証人=「少なくとも数メートルというような短いものではなかったことは言えますね」

橋本弁護人=「死体に付いていたのは二十四、五メートル、盗まれた方は三十一メートルぐらいという風に長さが一致しないわけですが、そういうことに気付いて被告人に何か尋ねましたか」

証人=「尋ねたかも知れませんが、はっきりしません」

橋本弁護人=「長さの点についてはあなたの調書にも原検事の調書にも現われていないと見受けるのですが、あなたとしては被告人に聞きましたか、聞きませんでしたか」

証人=「その点を問題にして聞いたという記憶ははっきりしません」

橋本弁護人=「被告人が建築中の家の周辺から荒縄を取って来たという供述をしたと調書には記載されていますが、その記憶はありますか」

証人=「そういう記載になっているということ自体ははっきり記憶していません」

橋本弁護人=「荒縄が死体に付いているということについて認識していなかったということですか」

証人=「それは当時もちろん知っていました」

橋本弁護人=「死体に付いていた荒縄の長さと盗まれた荒縄の長さが一致するかどうかを確かめませんでしたか」

証人=「あるいは疑問を持って当たってみたかも知れませんが、それほど鮮明な記憶はありません」

橋本弁護人=「取って来た荒縄を全部使ったのか、一部どこかに捨てたのかという点については、あなたはどう考えましたか」

証人=「その当時どういう風に思ったか記憶がありません。今考えれば一部捨てたという風に考えるほかないでしょうね」

橋本弁護人=「七月八日付のあなたの調書によると、あなたは被告人に本件犯行の動機について聞いているようですが、そういう記憶はありませんか」

証人=「記憶としてはありませんが、まとめのような意味で書いたかも知れません」

橋本弁護人=「その調書によると動機は要するに金が欲しかったからだということになっていますが、調書にそう記載した記憶はありますか」

証人=「記憶としてはありません」

橋本弁護人=「あなた自身、当時被告人を取調べるに当たって犯行の動機が何であるかはもちろん考えたわけでしょうね」

証人=「はい」

橋本弁護人=「それで結論的には何が動機だと考えたのですか。起訴直前だから証拠はほとんど捜査当局に集まっていたようですね」

証人=「恐喝未遂だけであれば、まさに利欲のための犯行としか考えようがないわけですが、善枝さん殺しがあるので、それについては必ずしも利欲ばかりではないのではないかという見方が当然できるわけです。その点で最終的に聞いたのではないかと思うのですが、それに対する被告人の供述が善枝さん殺しも結局金を目当てにやったことなんだということだったと思います』(続く)

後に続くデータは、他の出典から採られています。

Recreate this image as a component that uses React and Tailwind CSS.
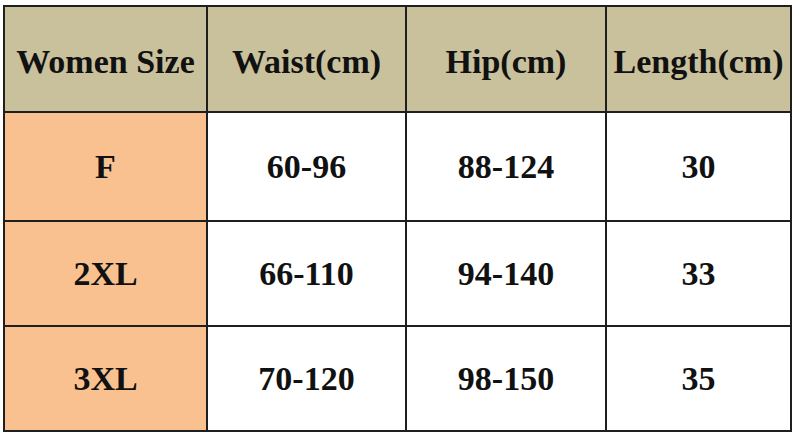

                                          *

(注:1)は原文の通り引用した(写真参照)。低学歴の私には意味が分からない。

(注:2)ここは「復原」ではなく「復元」が正しいと思いきや、両者はほぼ同義語として存在しているらしい。またしても低学歴が露呈された。